I didn’t like the bragging of the title of this deck. However, it’s not bragging if you can live up to your claims, and the simple fact is, this deck does that in spades (no pun intended…well, okay, I guess I did intend it).

Pixie Smith’s artwork is beautiful and highly stylized. It’s simplistic and delightful. It’s simplicity allows readers to "fill in" the simplicity with their intuition, providing additional insights into the meanings of cards. Thus, the images are not only symbolic, they are also triggers to more expansive interpretations. However for many people in today’s audience, Smith’s style is more than quaint, it is dated and obsolete. A potential solution for this would be a deck that follows much of the symbolism of the RWS deck, but uses artistic styles and characteristics of this modern era.

Artist Davide Corsi, under the guidance of the editors at Lo Scarabeo, has produced an absolutely gorgeous deck. It follows the RWS symbolism, meaning that anyone familiar with the RWS deck can immediately pick up this deck and use it. Everything is totally familiar. But it is also totally new. Let me give you an example. The Fool in The Pictorial Key Tarot has clouds that look like real clouds. The mountains are realistic mountains. The character himself is real flesh and blood. The sun is obviously behind the Fool and shadows darken the earth in front of him and change the colors of the clothes where the light does not illuminate them. This is not a fool, it is the Fool. (Although I miss the dog. Where’d he go?) The image on the Wheel of Fortune is more obviously Egyptian, having the misty mystic flavor of some art from the 1920s.

The people on the cards have far more personality and reality than those found on the RWS deck. The symbolism, however, is almost identical. Where it’s not the same, it amplifies the original meanings for a modern audience. For example, the Moon card will be instantly recognizable. The towers are the same as that found on the Tower card. The dog and wolf, on either side of the river between the towers, are there. But instead of the crustacean, there is some sort of tentacled, monstrous, cthulhoid thing taking up the bottom third of the card. How can this be appropriate?

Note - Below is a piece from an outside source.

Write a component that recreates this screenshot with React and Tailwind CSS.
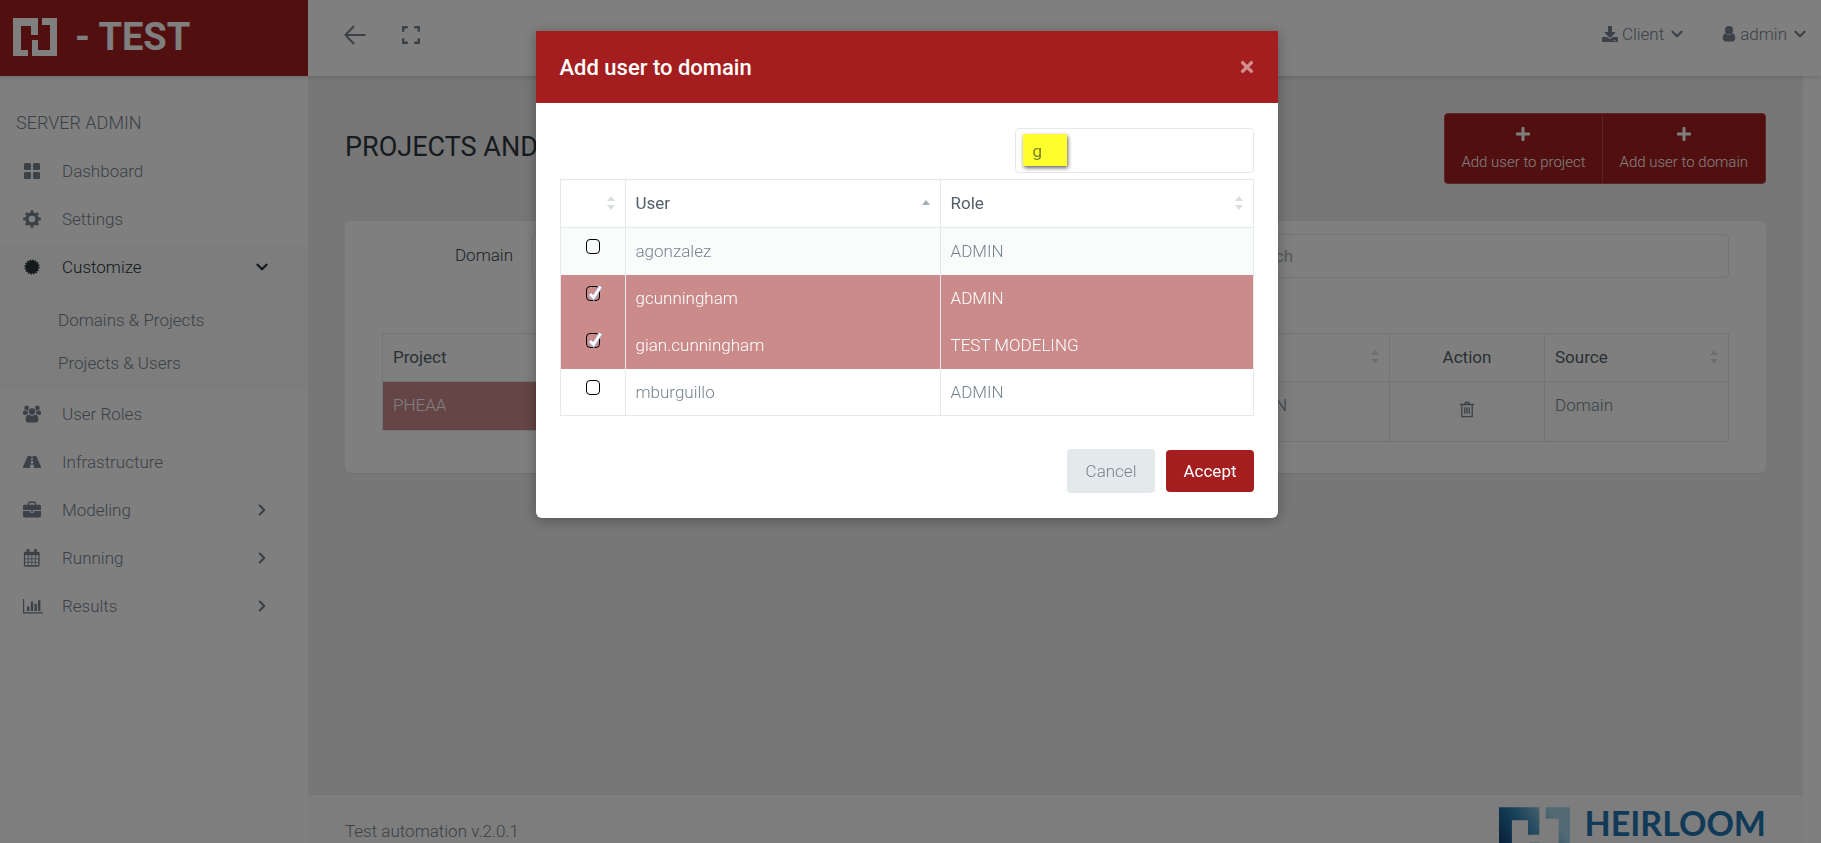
import { FaRoad, FaDownload, FaPlus, FaTimes } from 'react-icons/fa';
import { ChevronDown, ChevronRight } from 'lucide-react';

const LogoMark = ({ className, fill = 'currentColor' }) => (
  <svg viewBox="0 0 44 38" className={className} fill={fill} aria-hidden="true">
    <path d="M0 0h25v17h-7V8H8v24h7v6H0z" />
    <path d="M29 0h15v38H19V22h6v10h12V7h-8z" />
  </svg>
);

const GridIcon = () => (
  <svg width="18" height="18" viewBox="0 0 18 18" fill="currentColor">
    <rect x="1" y="1" width="7" height="7" rx="1.3" />
    <rect x="10" y="1" width="7" height="7" rx="1.3" />
    <rect x="1" y="10" width="7" height="7" rx="1.3" />
    <rect x="10" y="10" width="7" height="7" rx="1.3" />
  </svg>
);

const GearIcon = () => (
  <svg width="18" height="18" viewBox="0 0 18 18" fill="none" stroke="currentColor">
    <circle cx="9" cy="9" r="5" strokeWidth="3.4" />
    <path
      strokeWidth="2.8"
      d="M9 .2v3M9 14.8v3M.2 9h3M14.8 9h3M2.9 2.9l2.2 2.2M12.9 12.9l2.2 2.2M2.9 15.1l2.2-2.2M12.9 5.1l2.2-2.2"
    />
  </svg>
);

const BadgeIcon = () => (
  <svg width="18" height="18" viewBox="0 0 18 18" fill="currentColor">
    <circle cx="9" cy="9" r="6.5" />
    <circle cx="9" cy="9" r="6.7" fill="none" stroke="currentColor" strokeWidth="1.8" strokeDasharray="1.5 1.13" />
  </svg>
);

const UsersIcon = () => (
  <svg width="18" height="18" viewBox="0 0 18 18" fill="currentColor">
    <circle cx="3.6" cy="2.9" r="2.3" />
    <circle cx="14.4" cy="2.9" r="2.3" />
    <path d="M0 8.2C0 6 .9 5.2 2 5.4c1 .5 2.2.4 3.2 0C4.6 6.5 4.5 7.800 5 9 4 9.1 3.3 9.4 2.8 10H1.5C.5 10 0 9.3 0 8.200z" />
    <path d="M18 8.2c0-2.2-.9-3-2-2.800-1 .5-2.2.4-3.2 0 .6 1.1.7 2.4.2 3.600 1 .1 1.7.4 2.2 1h1.3c1 0 1.5-.7 1.5-1.800z" />
    <circle cx="9" cy="6.5" r="3.3" />
    <path d="M2.5 15c0-3.500 1-5.300 3.300-5.300 2 1.500 4.400 1.500 6.400 0 2.300 0 3.300 1.800 3.300 5.300 0 1.600-1 2.500-2.500 2.500H5c-1.500 0-2.500-.9-2.500-2.500z" />
  </svg>
);

const BriefcaseIcon = () => (
  <svg width="18" height="18" viewBox="0 0 18 18" fill="currentColor">
    <path d="M5.5 4V2.6C5.5 1.8 6 1.3 6.8 1.3h4.4c.8 0 1.3.5 1.3 1.3V4" fill="none" stroke="currentColor" strokeWidth="1.4" />
    <path d="M0 9V5.400C0 4.400.7 3.700 1.700 3.700h14.600c1 0 1.700.7 1.700 1.700V9z" />
    <path d="M0 10h7v1.700h4V10h7v4.700c0 1-.7 1.700-1.700 1.700H1.700C.7 16.400 0 15.700 0 14.700z" />
    <rect x="8" y="9.5" width="2" height="1.3" />
  </svg>
);

const CalendarIcon = () => (
  <svg width="18" height="18" viewBox="0 0 18 18" fill="none" stroke="currentColor">
    <rect x="1.5" y="3.5" width="14.5" height="13.5" rx=".8" strokeWidth="1.3" />
    <path d="M1.5 4.7h14.5" strokeWidth="3" />
    <path d="M5 .8v3.400M12.500 .8v3.400" strokeWidth="2.8" strokeLinecap="round" />
    <path d="M1.500 9.800h14.500M1.500 13.300h14.500M5.200 6v11M8.800 6v11M12.400 6v11" strokeWidth=".8" />
  </svg>
);

const ChartIcon = () => (
  <svg width="20" height="18" viewBox="0 0 20 18" fill="currentColor">
    <path d="M0 2h1.200v13.300H20v1.200H0z" />
    <path d="M4 9.500h2.400V14H4zM7.800 4.500h2.400V14H7.800zM11.500 6.700h2.400V14h-2.400zM15 3.300h2.400V14H15z" />
  </svg>
);

const UserIcon = () => (
  <svg width="14" height="18" viewBox="0 0 14 18" fill="currentColor">
    <circle cx="7" cy="5.2" r="4.1" />
    <path d="M.8 13.300c0-3.200 1-4.800 2.700-5 2 2 5 2 7 0 1.700.2 2.700 1.800 2.700 5 0 1.900-1 3.200-2.600 3.200H3.400c-1.600 0-2.600-1.300-2.600-3.200z" />
  </svg>
);

const TrashIcon = () => (
  <svg width="14" height="17" viewBox="0 0 14 17" fill="none" stroke="currentColor" strokeWidth="1.3">
    <path d="M0 3.500h14M4.500 3.500c0-3 5-3 5 0M1.800 3.500v12.200h10.400V3.500M4.800 6.300v6.500M7 6.300v6.500M9.200 6.300v6.500" />
  </svg>
);

const Sort = ({ dir }) => (
  <svg width="8" height="16" viewBox="0 0 8 16" className="shrink-0" aria-hidden="true">
    {dir === 'asc' ? (
      <path d="M4 5l4 5H0z" fill="#a3afb7" />
    ) : (
      <path d="M4 1l4 5H0zM4 15l4-5H0z" fill="#d9dee1" />
    )}
  </svg>
);

const menu = [
  { label: 'Dashboard', icon: GridIcon },
  { label: 'Settings', icon: GearIcon },
  { label: 'Customize', icon: BadgeIcon, open: true, children: ['Domains & Projects', 'Projects & Users'] },
  { label: 'User Roles', icon: UsersIcon },
  { label: 'Infrastructure', icon: () => <FaRoad size={18} /> },
  { label: 'Modeling', icon: BriefcaseIcon, more: true },
  { label: 'Running', icon: CalendarIcon, more: true },
  { label: 'Results', icon: ChartIcon, more: true },
];

const users = [
  { name: 'agonzalez', role: 'ADMIN' },
  { name: 'gcunningham', role: 'ADMIN', selected: true },
  { name: 'gian.cunningham', role: 'TEST MODELING', selected: true },
  { name: 'mburguillo', role: 'ADMIN' },
];

const Header = () => (
  <header className="relative z-10 flex h-[76px] shrink-0 bg-white shadow-[0_2px_4px_rgba(0,0,0,0.12)]">
    <div className="flex w-[308px] items-center gap-[18px] bg-[#a41e1f] pb-0.5 pl-[13px] text-white">
      <LogoMark className="h-[38px] w-11" />
      <span className="text-[38px] font-bold leading-none">- TEST</span>
    </div>
    <div className="flex flex-1 items-center justify-between pb-2 pl-9 pr-3 text-[#76838f]">
      <div className="flex items-center gap-9 pt-0.5">
        <button aria-label="Back">
          <svg width="22" height="20" viewBox="0 0 22 20" fill="none" stroke="currentColor" strokeWidth="2">
            <path d="M1.5 10H21.5M10 1L1.500 10l8.500 9" />
          </svg>
        </button>
        <button aria-label="Full screen">
          <svg width="18" height="18" viewBox="0 0 18 18" fill="none" stroke="currentColor" strokeWidth="2.4">
            <path d="M1.200 5.800V1.200h4.600M12.200 1.200h4.600v4.600M16.800 12.200v4.600h-4.600M5.800 16.800H1.200v-4.600" />
          </svg>
        </button>
      </div>
      <div className="flex items-center gap-9">
        <button className="flex items-center gap-1">
          <FaDownload size={16} />
          <span>Client</span>
          <ChevronDown size={18} strokeWidth={3} />
        </button>
        <button className="flex items-center gap-1">
          <UserIcon />
          <span>admin</span>
          <ChevronDown size={18} strokeWidth={3} />
        </button>
      </div>
    </div>
  </header>
);

const Sidebar = () => (
  <nav className="w-[308px] shrink-0 bg-white pt-[33px] text-[#76838f] shadow-[0_2px_4px_rgba(0,0,0,0.12)]">
    <h5 className="mb-[10px] pl-4 text-[18px] leading-7">SERVER ADMIN</h5>
    <ul>
      {menu.map(({ label, icon: Icon, open, more, children }) => (
        <li key={label} className={open ? 'bg-[#fafafa]' : ''}>
          <a
            href="#"
            className={`flex h-12 items-center pl-[23px] pr-[37px] ${open ? 'text-[#263238]' : ''}`}
          >
            <span className="w-[39px]"><Icon /></span>
            <span className="flex-1">{label}</span>
            {open && <ChevronDown size={18} strokeWidth={3} />}
            {more && <ChevronRight size={18} strokeWidth={3} />}
          </a>
          {children && (
            <ul className="pb-1.5 pt-[7px]">
              {children.map((c) => (
                <li key={c}>
                  <a href="#" className="flex h-[43px] items-center pl-[58px]">{c}</a>
                </li>
              ))}
            </ul>
          )}
        </li>
      ))}
    </ul>
  </nav>
);

const th = 'h-12 border border-[#e4eaec] px-2.5 pb-0.5 text-left font-normal text-[#526069]';
const td = 'border border-[#e4eaec] px-2.5 pt-[11px] align-top';

const Content = () => (
  <main className="flex-1 px-[37px] pt-[37px]">
    <div className="flex items-start justify-between">
      <h1 className="pt-4 text-[27px] font-normal leading-9 text-[#2a363d]">PROJECTS AND USERS</h1>
      <div className="flex overflow-hidden rounded border border-[#b84a4b] bg-[#a41e1f] text-[15px] text-white">
        <button className="flex h-[69px] flex-col items-center gap-2 px-4 pt-3">
          <FaPlus size={16} />
          <span className="leading-6">Add user to project</span>
        </button>
        <button className="flex h-[69px] flex-col items-center gap-2 border-l border-[#b84a4b] px-[17px] pt-3">
          <FaPlus size={16} />
          <span className="leading-6">Add user to domain</span>
        </button>
      </div>
    </div>

    <section className="mt-[37px] rounded-md bg-white px-[37px] pb-[31px] pt-[13px] shadow-[0_1px_1px_rgba(0,0,0,0.05)]">
      <div className="flex items-start">
        <label htmlFor="domain" className="w-[131px] pt-[7px] text-right leading-7 text-[#37474f]">Domain</label>
        <select id="domain" className="ml-[19px] h-[47px] flex-1 appearance-none rounded border border-[#e4eaec] px-4" />
        <input
          aria-label="Search"
          placeholder="Search"
          className="ml-[120px] h-11 w-[505px] rounded border border-[#e4eaec] px-4 font-normal placeholder:text-[#a3afb7]"
        />
      </div>

      <div className="mt-[52px] flex items-start gap-8">
        <table className="w-[500px] border-collapse">
          <thead>
            <tr><th className={th}>Project</th></tr>
          </thead>
          <tbody>
            <tr className="bg-[#ca8b8a] text-white"><td className={`${td} h-[49px]`}>PHEAA</td></tr>
          </tbody>
        </table>
        <table className="flex-1 border-collapse">
          <thead>
            <tr>
              <th className={th} />
              <th className={`${th} w-[166px]`}>
                <div className="flex items-center justify-end"><Sort /></div>
              </th>
              <th className={`${th} w-[155px]`}><div className="text-center">Action</div></th>
              <th className={`${th} w-[184px]`}>
                <div className="flex items-center justify-between">Source <Sort /></div>
              </th>
            </tr>
          </thead>
          <tbody>
            <tr className="bg-[#fafcfb]">
              <td className={`${td} h-[60px]`} />
              <td className={td}>ADMIN</td>
              <td className={`${td} text-center`}>
                <button aria-label="Delete" className="mt-2"><TrashIcon /></button>
              </td>
              <td className={td}>Domain</td>
            </tr>
          </tbody>
        </table>
      </div>
    </section>
  </main>
);

const Footer = () => (
  <footer className="flex h-[49px] shrink-0 items-start justify-between overflow-hidden border-t border-[#e4eaec] bg-[#fafafa] px-[37px] pt-3">
    <span className="pt-3 leading-6">Test automation v.2.0.1</span>
    <div className="flex items-start gap-[14px]">
      <svg width="0" height="0" className="absolute">
        <linearGradient id="mark" gradientUnits="userSpaceOnUse" x1="0" y1="30" x2="36" y2="8">
          <stop offset="0" stopColor="#0d2f66" />
          <stop offset=".5" stopColor="#2b7fb0" />
          <stop offset="1" stopColor="#a6d6ea" />
        </linearGradient>
      </svg>
      <LogoMark className="h-[62px] w-[71px]" fill="url(#mark)" />
      <span className="font-['Lato'] text-[34px] font-bold leading-8 text-[#2074b0]">HEIRLOOM</span>
    </div>
  </footer>
);

const Check = ({ label, checked }) => (
  <label className="relative block h-[15px] w-[14px]">
    <input
      type="checkbox"
      aria-label={label}
      defaultChecked={checked}
      className="peer block h-[15px] w-[14px] appearance-none rounded border border-black"
    />
    <svg
      viewBox="0 0 16 16"
      className="pointer-events-none absolute -top-px left-px hidden h-4 w-4 peer-checked:block"
      fill="none"
    >
      <path d="M3 9.5l3.500 3.500L13.500 1.500" stroke="#a9b6dc" strokeWidth="4" />
      <path d="M3 9l3.500 3.500L13.500 1.500" stroke="#fff" strokeWidth="2.6" />
    </svg>
  </label>
);

const UserModal = () => (
  <div className="fixed inset-0 z-20 flex items-start justify-center bg-black/50 pr-2 pt-[31px]">
    <div
      role="dialog"
      aria-label="Add user to domain"
      className="w-full max-w-[742px] rounded-b-md bg-white shadow-[0_2px_14px_rgba(0,0,0,0.3)]"
    >
      <div className="flex h-[72px] items-center justify-between bg-[#a41e1f] px-6 text-white">
        <h4 className="pt-px text-[22px] font-medium">Add user to domain</h4>
        <button aria-label="Close" className="opacity-50"><FaTimes size={18} className="-mr-0.5" /></button>
      </div>

      <div className="px-6 pb-[25px] pt-[25px]">
        <div className="relative ml-auto w-[239px]">
          <input
            aria-label="Filter users"
            defaultValue="g"
            className="block h-[45px] w-full rounded border border-[#e4eaec] px-[17px] font-normal text-[#76838f] outline-none"
          />
          <span className="pointer-events-none absolute left-2 top-1.5 h-8 w-11 bg-[#ffff2e] mix-blend-multiply shadow-[1px_2px_4px_rgba(0,0,0,0.6)]" />
        </div>

        <table className="mt-1.5 w-full table-fixed border-collapse">
          <thead>
            <tr>
              <th className={`${th} w-[65px]`}><div className="flex justify-end"><Sort /></div></th>
              <th className={`${th} w-[315px]`}>
                <div className="flex items-center justify-between">User <Sort dir="asc" /></div>
              </th>
              <th className={th}>
                <div className="flex items-center justify-between">Role <Sort /></div>
              </th>
            </tr>
          </thead>
          <tbody>
            {users.map((u) => (
              <tr
                key={u.name}
                className={u.selected ? 'bg-[#ca8b8a] text-white' : 'first:bg-[#fafcfb]'}
              >
                <td className="h-[47px] border-x border-[#e4eaec] pt-[11px] align-top">
                  <div className="flex justify-center"><Check label={u.name} checked={u.selected} /></div>
                </td>
                <td className="border-x border-[#e4eaec] px-2.5">{u.name}</td>
                <td className="border-x border-[#e4eaec] px-2.5">{u.role}</td>
              </tr>
            ))}
          </tbody>
          <tfoot><tr><td colSpan={3} className="border-t border-[#e4eaec]" /></tr></tfoot>
        </table>

        <div className="mt-[33px] flex items-center justify-end gap-[11px]">
          <button className="h-11 rounded bg-[#e4eaec] px-[19px] text-[#76838f]">Cancel</button>
          <button className="h-[42px] rounded-sm bg-[#a41e1f] px-[17px] font-normal text-white">Accept</button>
        </div>
      </div>
    </div>
  </div>
);

const App = () => (
  <div className="flex h-screen flex-col overflow-hidden bg-white font-['Roboto',sans-serif] text-[17px] font-light leading-6 text-[#76838f]">
    <Header />
    <div className="flex min-h-0 flex-1">
      <Sidebar />
      <div className="mr-[18px] flex min-w-0 flex-1 flex-col bg-[#eeeeee]">
        <Content />
        <Footer />
      </div>
    </div>
    <UserModal />
  </div>
);

export default App;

According to Waite, in his book The Pictorial Key to the Tarot, the meaning of the lobster is that part of our minds "[that] comes up out of the deeps, the nameless and hideous tendency [that] is lower than the savage beast. It strives to attain manifestation, symbolized by crawling from the abyss of water to the land, but as a rule it sinks back whence it came." How does a rather docile-looking lobster truly inspire that thought with someone reading the cards? In my opinion it doesn’t, and the only way you’d know Waite’s meaning would be to read his interpretation of the symbolism. In The Pictorial Key Tarot deck, however, the monstrosity makes the meaning far more clear than what you’d see in most decks that simply copy the RWS.

This deck is an ideal replacement for the RWS. It brings new life to an archaic artistic style as well as new symbolism that makes Waite’s original intentions more clear than ever. This is a deck you’re going to use more and more, especially if you’re currently a RWS user.

Deck Attributes
Name of deck: The Pictorial Key Tarot
Publisher: Lo Scarabeo
ISBN: 0738712892
Creator’s name: A. E. Waite and Pamela Coleman Smith
Artist’s name: Davide Corsi
Name of accompanying booklet: The Pictorial Key Tarot
Number of pages of booklet: 64 (14 in English)
Author of booklet: Giordano Berti
Available in a boxed kit?: Yes
If yes, are there extras in the kit? What are they?: A drawstring bag to carry and protect the deck
Magical Uses: All purposes for which you’d use the RWS Tarot deck.
Reading Uses: All purposes for which you’d use the RWS Tarot deck.
Artistic Style: Modern graphic with a photorealistic aspect.
Theme: Photorealistic/graphic version of the Rider-Waite-Smith Tarot
Tarot, Divination Deck, Other (if other, describe): Tarot
Does it follow Rider-Waite-Smith Standard?: Yes
Does it have extra cards?: No
Does it have alternate names for Major Arcana cards?: No
Does it have alternate names for Minor Arcana suits?: No
Does it have alternate names for the Court Cards?: No
Why was deck created?: To be "the most recent and highly evolved representation of the Pictorial Key."
Book suggestions for Tarot beginners and this deck: Tarot for Beginners by P. Scott Hollander; How to Read the Tarot by Sylvia Abraham
Book suggestions for experienced Tarot users and this deck: Rachel Pollack’s Tarot Wisdom by Rachel Pollack; Tarot Tips by Wald Amberstone.
Alternative decks you might like: The Universal Tarot, Initiatory Tarot of the Golden Dawn.